◆ Written request
Look below. Copy each line that has "styles" in it.
+--
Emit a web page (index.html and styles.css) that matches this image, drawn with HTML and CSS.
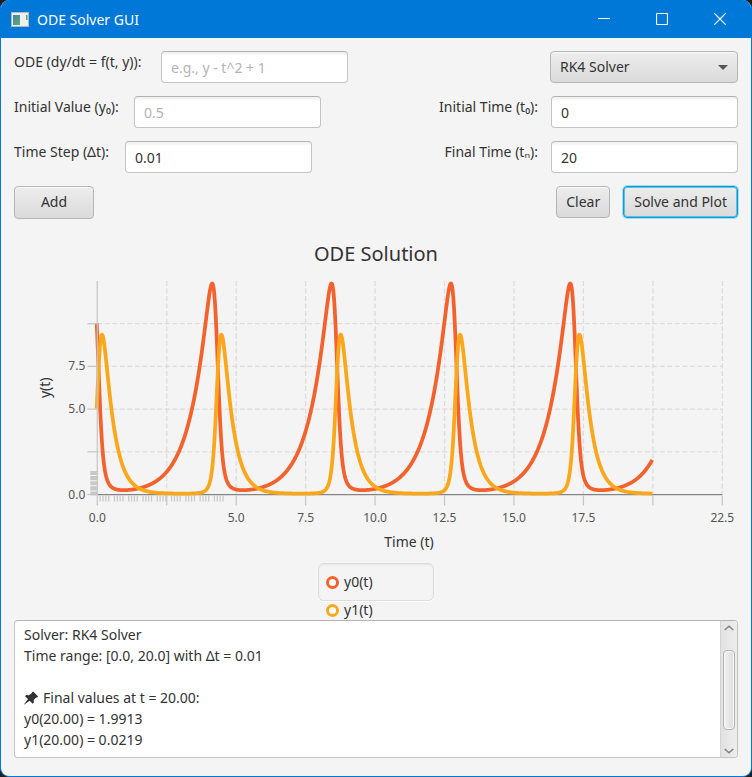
FILE: index.html
```html
<!DOCTYPE html>
<html lang="en">
<head>
<meta charset="utf-8">
<title>ODE Solver GUI</title>
<link rel="stylesheet" href="styles.css">
</head>
<body>
<div class="window">
  <header class="titlebar">
    <svg class="app-icon" width="18" height="15" viewBox="0 0 18 15" aria-hidden="true">
      <defs>
        <linearGradient id="pane" x1="0" y1="0" x2="1" y2="1">
          <stop offset="0" stop-color="#4f7fa6"/><stop offset="1" stop-color="#5fb06a"/>
        </linearGradient>
      </defs>
      <rect x="0.5" y="0.5" width="17" height="14" fill="#eef0f0" stroke="#b4b9bd"/>
      <rect x="2" y="3" width="7" height="10" fill="url(#pane)"/>
      <rect x="15" y="3" width="1.5" height="5" fill="#5a9f80"/>
    </svg>
    <h1 class="titlebar-text">ODE Solver GUI</h1>
    <button class="caption-button" type="button" aria-label="Minimize">
      <svg width="12" height="12" viewBox="0 0 12 12"><path d="M0 5.5H12"/></svg>
    </button>
    <button class="caption-button" type="button" aria-label="Maximize">
      <svg width="12" height="12" viewBox="0 0 12 12"><rect x="0.5" y="0.5" width="11" height="11" rx="1"/></svg>
    </button>
    <button class="caption-button" type="button" aria-label="Close">
      <svg width="12" height="12" viewBox="0 0 12 12"><path d="M0.3 0.3L11.7 11.7M11.7 0.3L0.3 11.7"/></svg>
    </button>
  </header>

  <main class="content">
    <form class="form" onsubmit="return false">
      <div class="row">
        <div class="field">
          <label class="label-wide" for="ode">ODE (dy/dt = f(t, y)):</label>
          <input id="ode" class="text-field" type="text" placeholder="e.g., y - t^2 + 1">
        </div>
        <div class="combo">
          <select id="solver" class="combo-box" aria-label="Solver"><option>RK4 Solver</option></select>
        </div>
      </div>
      <div class="row">
        <div class="field">
          <label class="label-medium" for="y0">Initial Value (y₀):</label>
          <input id="y0" class="text-field" type="text" placeholder="0.5">
        </div>
        <div class="field">
          <label for="t0">Initial Time (t₀):</label>
          <input id="t0" class="text-field" type="text" value="0">
        </div>
      </div>
      <div class="row">
        <div class="field">
          <label class="label-narrow" for="dt">Time Step (Δt):</label>
          <input id="dt" class="text-field" type="text" value="0.01">
        </div>
        <div class="field">
          <label for="tn">Final Time (tₙ):</label>
          <input id="tn" class="text-field" type="text" value="20">
        </div>
      </div>
      <div class="row">
        <button class="button button-add" type="button">Add</button>
        <div class="actions">
          <button class="button" type="button">Clear</button>
          <button class="button button-focused" type="button">Solve and Plot</button>
        </div>
      </div>
    </form>

    <section class="chart">
      <h2 class="chart-title">ODE Solution</h2>
      <div class="plot"><svg id="plot" role="img" aria-label="ODE Solution"></svg></div>
      <p class="axis-title">Time (t)</p>
      <div class="legend">
        <ul class="legend-box">
          <li class="legend-item"><span class="symbol symbol-y0"></span><span class="legend-label">y0(t)</span></li>
          <li class="legend-item"><span class="symbol symbol-y1"></span><span class="legend-label">y1(t)</span></li>
        </ul>
      </div>
    </section>

    <div class="log">
      <div class="log-body">
        <textarea class="log-text" readonly aria-label="Results">Solver: RK4 Solver
Time range: [0.0, 20.0] with Δt = 0.01

&#8195;&#8202; Final values at t = 20.00:
y0(20.00) = 1.9913
y1(20.00) = 0.0219</textarea>
        <svg class="pin" width="15" height="14" viewBox="0 0 15 14" aria-hidden="true">
          <path d="M9.2 0.6L14.2 5.4L13.2 6.6L12.2 6.4L9.7 9.1L9.9 11.6L8.7 12.7L5.6 9.7L0.3 13.4L0.1 13.2L4 8.1L1 5.2L2.2 4L4.8 4.2L8 1.9L8 1.3Z"/>
        </svg>
      </div>
      <div class="scrollbar">
        <button class="scroll-button" type="button" aria-label="Scroll up">
          <svg width="10" height="6" viewBox="0 0 10 6"><path d="M0.7 5L5 1.2L9.3 5"/></svg>
        </button>
        <div class="track"><div class="thumb"></div></div>
        <button class="scroll-button" type="button" aria-label="Scroll down">
          <svg width="10" height="6" viewBox="0 0 10 6"><path d="M0.7 1L5 4.8L9.3 1"/></svg>
        </button>
      </div>
    </div>
  </main>
</div>
<script src="chart.js"></script>
</body>
</html>
```
FILE: styles.css
```css
* { box-sizing: border-box; }

html, body { height: 100%; }

body {
  margin: 0;
  background: #1d1f23;
  color: #333;
  font: 14px/21px "Noto Sans", "Open Sans", sans-serif;
}

button, input, select, textarea { font: inherit; color: inherit; }

.window {
  display: flex;
  flex-direction: column;
  height: 100%;
  border: 1px solid #0078d7;
  border-top: 0;
  border-radius: 9px;
  background: #f4f4f4;
  overflow: hidden;
}

.titlebar {
  display: flex;
  align-items: center;
  height: 38px;
  flex: none;
  padding: 0 2px 0 10px;
  background: #0078d7;
  color: #fff;
}

.titlebar-text {
  flex: 1;
  margin: 0 0 0 8px;
  font-size: 14px;
  font-weight: 400;
}

.caption-button {
  display: flex;
  align-items: center;
  justify-content: center;
  width: 58px;
  height: 38px;
  padding: 0;
  border: 0;
  background: none;
}

.caption-button svg { fill: none; stroke: #fff; stroke-width: 1.2; }

.content {
  display: flex;
  flex: 1;
  flex-direction: column;
  min-height: 0;
  padding: 13px 13px 18px;
}

.form { display: grid; gap: 13px; }

.row { display: flex; justify-content: space-between; align-items: flex-start; }

.field, .actions { display: flex; gap: 13px; align-items: flex-start; }

.label-wide { min-width: 134px; }
.label-medium { min-width: 107px; }
.label-narrow { min-width: 98px; }

.text-field {
  width: 187px;
  height: 32px;
  padding: 0 9px;
  border: 1px solid #c4c4c4;
  border-top-color: #b4b4b4;
  border-radius: 4px;
  background: #fff linear-gradient(#eee, #fff 4px);
  outline: 0;
}

.text-field::placeholder { color: #b4b4b4; opacity: 1; }

.combo { position: relative; }

.combo::after {
  content: "";
  position: absolute;
  top: 14px;
  right: 10px;
  border: 5px solid transparent;
  border-top-color: #555;
  border-bottom: 0;
  pointer-events: none;
}

.combo-box {
  appearance: none;
  width: 188px;
  height: 32px;
  padding: 0 9px 2px;
  border: 1px solid #b5b5b5;
  border-radius: 4px;
  background: linear-gradient(#ededed, #dadada);
  box-shadow: inset 0 1px #f8f8f8;
}

.button {
  height: 32px;
  padding: 0 9px 2px;
  border: 1px solid #b5b5b5;
  border-radius: 4px;
  background: linear-gradient(#ededed, #dadada);
  box-shadow: inset 0 1px #f8f8f8;
}

.button-add { width: 80px; height: 33px; }

.button-focused {
  padding: 0 10px 2px;
  border-color: #039ed3;
  box-shadow: inset 0 0 0 1px #5fc0e2, 0 0 0 1px #a9dcee;
}

.chart {
  display: flex;
  flex: 1;
  flex-direction: column;
  min-height: 0;
  margin-top: 20px;
}

.chart-title {
  margin: 0 0 6px;
  font-size: 20px;
  font-weight: 400;
  line-height: 30px;
  text-align: center;
}

.plot { flex: 1; min-height: 0; overflow: hidden; }

.plot svg { display: block; width: 100%; height: 100%; }

.axis-title { margin: 0 0 11px 66px; text-align: center; }

.grid { stroke: #dcdcdc; stroke-width: 1.25; stroke-dasharray: 5 2.5; }
.tick { stroke: #c6c6c6; stroke-width: 1.25; }
.minor { stroke: #c8c8c8; }
.zero { stroke: #858585; stroke-width: 1.25; }
.curve { fill: none; stroke-width: 3.75; stroke-linejoin: round; }
.curve-y0 { stroke: #f3622d; }
.curve-y1 { stroke: #fba71b; }
.tick-label { fill: #555; font-size: 12px; }
.y-title { fill: #333; font-size: 14px; text-anchor: middle; }

.legend { height: 57px; flex: none; overflow: hidden; }

.legend-box {
  width: 116px;
  height: 38px;
  margin: 0 auto;
  padding: 4px 7px 0;
  border: 1px solid #dedede;
  border-radius: 5px;
  background: #f4f4f4;
  box-shadow: inset 0 1px 2px #e4e4e4, 0 1px #fff;
  list-style: none;
}

.legend-item { display: flex; align-items: center; gap: 5px; height: 28px; }

.legend-label { padding-bottom: 2px; }

.symbol {
  width: 13px;
  height: 13px;
  border: 3px solid;
  border-radius: 50%;
  background: #fff;
}

.symbol-y0 { border-color: #f3622d; }
.symbol-y1 { border-color: #fba71b; }

.log {
  display: flex;
  flex: none;
  height: 138px;
  border: 1px solid #c4c4c4;
  border-top-color: #b4b4b4;
  border-radius: 4px;
  background: #fff;
  overflow: hidden;
}

.log-body { position: relative; display: flex; flex: 1; }

.log-text {
  flex: 1;
  padding: 3px 9px;
  border: 0;
  background: none;
  outline: 0;
  resize: none;
  overflow: hidden;
}

.pin { position: absolute; left: 9px; top: 70px; fill: #333; }

.scrollbar {
  display: flex;
  flex-direction: column;
  width: 17px;
  border-left: 1px solid #d4d4d4;
  background: linear-gradient(90deg, #e2e2e2, #ededed);
}

.scroll-button {
  display: flex;
  align-items: center;
  justify-content: center;
  height: 13px;
  padding: 0;
  border: 0;
  background: none;
}

.scroll-button svg { fill: none; stroke: #858585; stroke-width: 1.6; }

.track { flex: 1; padding: 16px 2px 14px; }

.thumb {
  height: 100%;
  border: 1px solid #b4b4b4;
  border-radius: 4px;
  background: linear-gradient(90deg, #f0f0f0, #dedede);
  box-shadow: inset 0 0 0 1px #f8f8f8;
}
```
FILE: chart.js
```js
const NS = "http://www.w3.org/2000/svg";
const svg = document.getElementById("plot");

// Predator-prey system integrated with classic RK4.
function derivative([x, y]) {
  return [1.5 * x - x * y, x * y - 3 * y];
}

function solve(start, step, end) {
  const points = [[0, ...start]];
  let s = start;
  const shift = (k, h) => s.map((v, i) => v + h * k[i]);
  for (let n = 1; n <= Math.round(end / step); n++) {
    const a = derivative(s);
    const b = derivative(shift(a, step / 2));
    const c = derivative(shift(b, step / 2));
    const d = derivative(shift(c, step));
    s = s.map((v, i) => v + step / 6 * (a[i] + 2 * b[i] + 2 * c[i] + d[i]));
    points.push([n * step, ...s]);
  }
  return points;
}

const solution = solve([10, 5], 0.01, 20);

function add(name, attrs, text) {
  const el = document.createElementNS(NS, name);
  for (const key in attrs) el.setAttribute(key, attrs[key]);
  if (text) el.textContent = text;
  svg.appendChild(el);
}

function line(cls, x1, y1, x2, y2) {
  add("line", { class: cls, x1, y1, x2, y2 });
}

function draw() {
  svg.textContent = "";
  const width = svg.clientWidth;
  const height = svg.clientHeight;
  const left = 83.3, right = width - 15.7, top = 6, bottom = height - 36.5;
  const px = t => left + (right - left) * t / 22.5;
  const py = v => bottom - (bottom - top) * v / 12.5;

  for (let t = 2.5; t <= 22.5; t += 2.5) line("grid", px(t), top, px(t), bottom);
  for (let v = 2.5; v <= 10; v += 2.5) line("grid", left, py(v), right, py(v));
  line("zero", left, bottom, right, bottom);

  for (let i = 1; i < 45; i++) {
    const x = left + i * 2.857;
    if (i % 5) line("tick minor", x, bottom + 1, x, bottom + 7);
  }
  add("line", { class: "minor", x1: left - 3.5, x2: left - 3.5, y1: bottom + 1, y2: bottom - 24,
    "stroke-width": 7, "stroke-dasharray": "4.1 1" });

  const inset = 0.6;
  [1, 2].forEach(i => {
    const d = solution.map((p, n) =>
      (n ? "L" : "M") + (px(p[0]) - inset).toFixed(2) + " " + (py(p[i]) - inset).toFixed(2)).join("");
    add("path", { class: "curve curve-y" + (i - 1), d });
  });

  line("tick", left, top, left, bottom);
  for (let t = 0; t <= 22.5; t += 2.5) line("tick", px(t), bottom + 1, px(t), bottom + 11);
  for (let v = 0; v <= 10; v += 2.5) line("tick", left - 10, py(v), left, py(v));

  [0, 5, 7.5, 10, 12.5, 15, 17.5, 22.5].forEach(t =>
    add("text", { class: "tick-label", x: px(t), y: bottom + 27, "text-anchor": "middle" }, t.toFixed(1)));
  [0, 5, 7.5].forEach(v =>
    add("text", { class: "tick-label", x: left - 12, y: py(v) + 4, "text-anchor": "end" }, v.toFixed(1)));

  const middle = (top + bottom) / 2;
  add("text", { class: "y-title", transform: `translate(36 ${middle}) rotate(-90)` }, "y(t)");
}

draw();
addEventListener("resize", draw);
```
+--
◆ Written answer
Emit a web page (index.html and styles.css) that matches this image, drawn with HTML and CSS.
<link rel="stylesheet" href="styles.css">
FILE: styles.css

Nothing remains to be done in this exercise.